Der Wehrbeauftragte war erst kürzlich hier und sagte, dass er mit der Ausrüstung zufrieden sei. Natürlich gibt es immer die Möglichkeit einer Verbesserung der Ausrüstung. Das ist ganz normal. Dazu gehört beispielsweise, dass älteres oder hoch belastetes Gerät nach einer gewissen Zeit durch neueres ausgetauscht wird.
Königshaus kritisierte in seinem Wehrbericht das Fehlen geeigneter Hubschrauber. Derzeit ist die Bundeswehr auf die Hilfe der US-Amerikaner angewiesen, und der Kampfhubschrauber "Tiger" soll erst 2013 geliefert werden. Ist es nicht zu spät?
Ich habe zurzeit alles, was ich hier brauche. Die Entscheidung, ob und wann anders Gerät in Afghanistan zum Einsatz kommt, muss abgewartet werden und wird nicht hier entschieden.
Was sagen Sie Ihren Soldaten, wofür sie am Hindukusch kämpfen und gegebenenfalls ihr Leben lassen?

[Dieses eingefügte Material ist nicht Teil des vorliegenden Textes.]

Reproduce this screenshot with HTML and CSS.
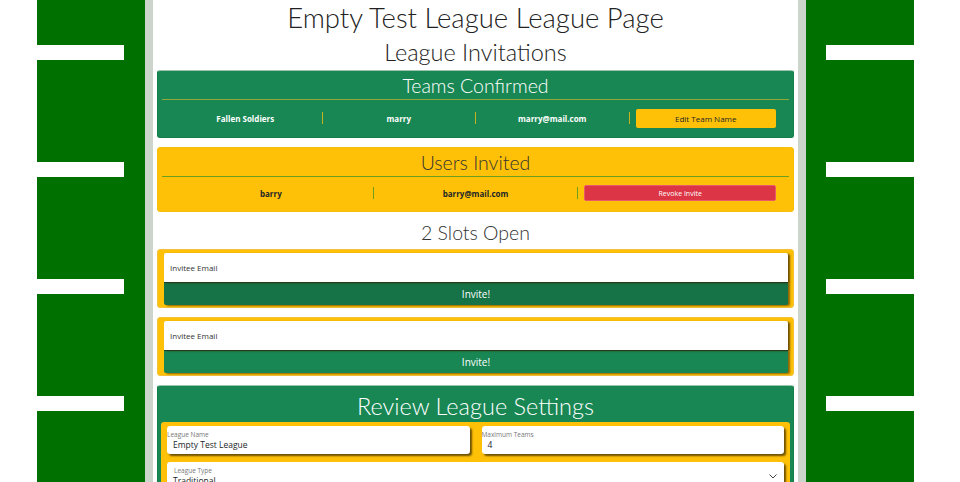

Der Auftrag, den wir hier haben, ist, mit den afghanischen Sicherheitskräften für ein stabiles sicheres Umfeld zu sorgen. Diesen Auftrag unseres Parlaments kennt jeder Soldat. Und es ist inhärent, dass der Auftrag von Streitkräften das Risiko von Tod und Verwundung mit sich trägt. Das ist Teil des Soldatenberufs. Natürlich setze ich alles daran, die Risiken zu minimieren und meine Soldatinnen und Soldaten verantwortungsbewusst einzusetzen.